● What you need to do
Can you output the material exactly as written, minus any pictures it holds?

━━━ Data lines

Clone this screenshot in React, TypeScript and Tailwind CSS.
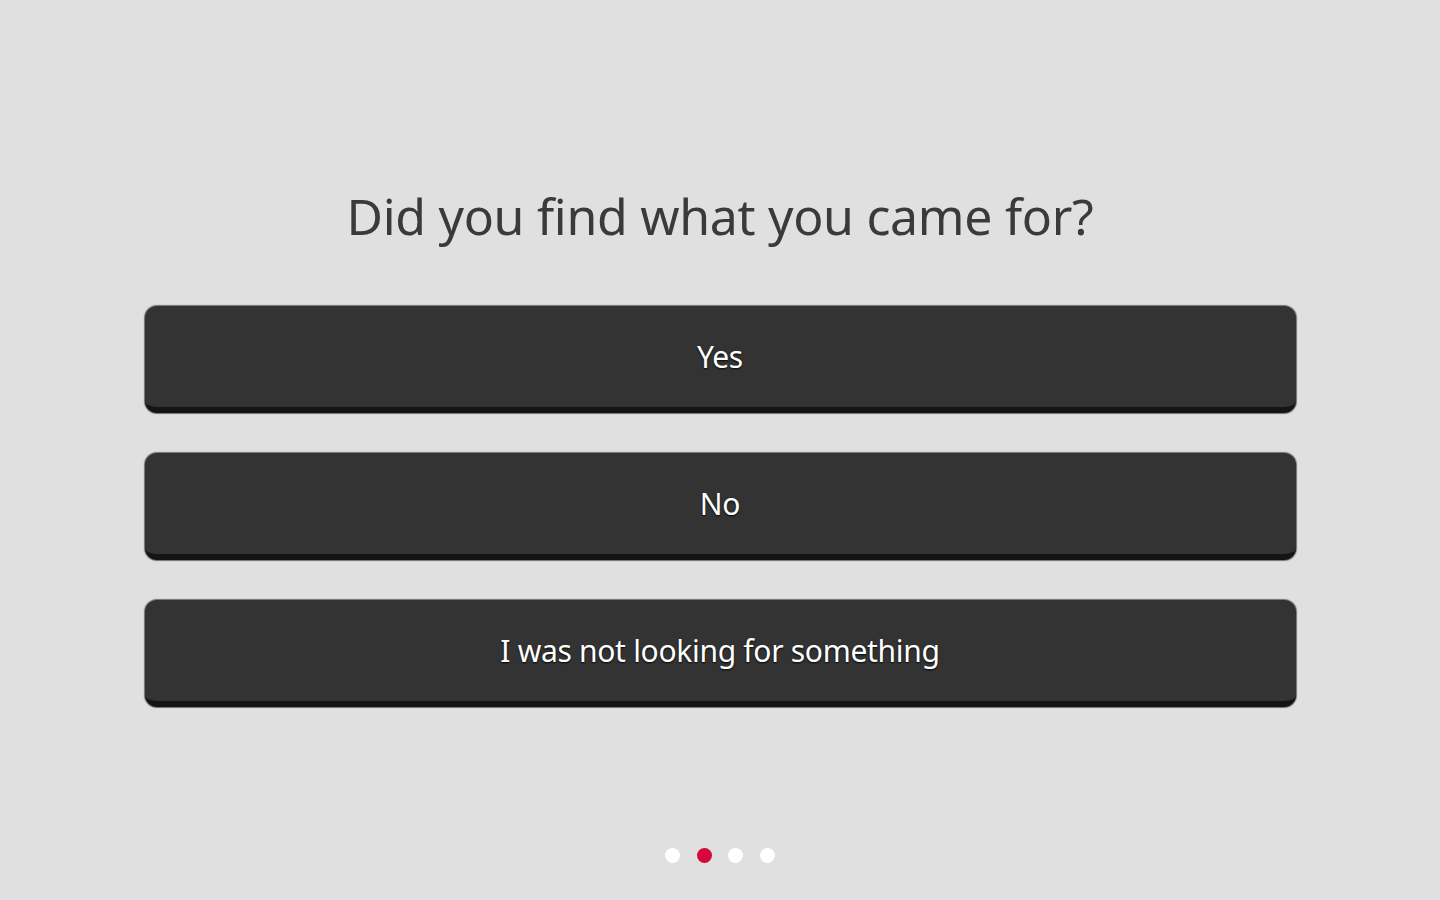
export default function App() {
  const options = ["Yes", "No", "I was not looking for something"];
  return (
    <div className="w-[1440px] h-[900px] bg-[#e0e0e0] flex flex-col items-center" style={{ fontFamily: '"Noto Sans", "Open Sans", sans-serif' }}>
      <h1 className="mt-[184px] h-[64px] flex items-center text-[50px] leading-none text-[#3a3a3a] tracking-[-0.3px]">
        Did you find what you came for?
      </h1>
      <div className="mt-[58px] w-[1151px] flex flex-col gap-[40px]">
        {options.map((o) => (
          <button
            key={o}
            className="h-[107px] w-full rounded-[12px] bg-[#333333] border-b-[6px] border-[#141414] shadow-[0_0_1px_1px_rgba(0,0,0,0.5)] flex items-center justify-center text-white text-[30px] tracking-[-0.3px] [text-shadow:0_1px_2px_rgba(0,0,0,0.9)]"
          >
            {o}
          </button>
        ))}
      </div>
      <div className="mt-[141px] flex items-center gap-[16.5px]">
        <span className="w-[15px] h-[15px] rounded-full bg-white" />
        <span className="w-[15px] h-[15px] rounded-full bg-[#d4083c]" />
        <span className="w-[15px] h-[15px] rounded-full bg-white" />
        <span className="w-[15px] h-[15px] rounded-full bg-white" />
      </div>
    </div>
  );
}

━━━━━━

● Response below
Clone this screenshot in React, TypeScript and Tailwind CSS.
export default function App() {
  const options = ["Yes", "No", "I was not looking for something"];
  return (
    <div className="w-[1440px] h-[900px] bg-[#e0e0e0] flex flex-col items-center" style={{ fontFamily: '"Noto Sans", "Open Sans", sans-serif' }}>
      <h1 className="mt-[184px] h-[64px] flex items-center text-[50px] leading-none text-[#3a3a3a] tracking-[-0.3px]">
        Did you find what you came for?
      </h1>
      <div className="mt-[58px] w-[1151px] flex flex-col gap-[40px]">
        {options.map((o) => (
          <button
            key={o}
            className="h-[107px] w-full rounded-[12px] bg-[#333333] border-b-[6px] border-[#141414] shadow-[0_0_1px_1px_rgba(0,0,0,0.5)] flex items-center justify-center text-white text-[30px] tracking-[-0.3px] [text-shadow:0_1px_2px_rgba(0,0,0,0.9)]"
          >
            {o}
          </button>
        ))}
      </div>
      <div className="mt-[141px] flex items-center gap-[16.5px]">
        <span className="w-[15px] h-[15px] rounded-full bg-white" />
        <span className="w-[15px] h-[15px] rounded-full bg-[#d4083c]" />
        <span className="w-[15px] h-[15px] rounded-full bg-white" />
        <span className="w-[15px] h-[15px] rounded-full bg-white" />
      </div>
    </div>
  );
}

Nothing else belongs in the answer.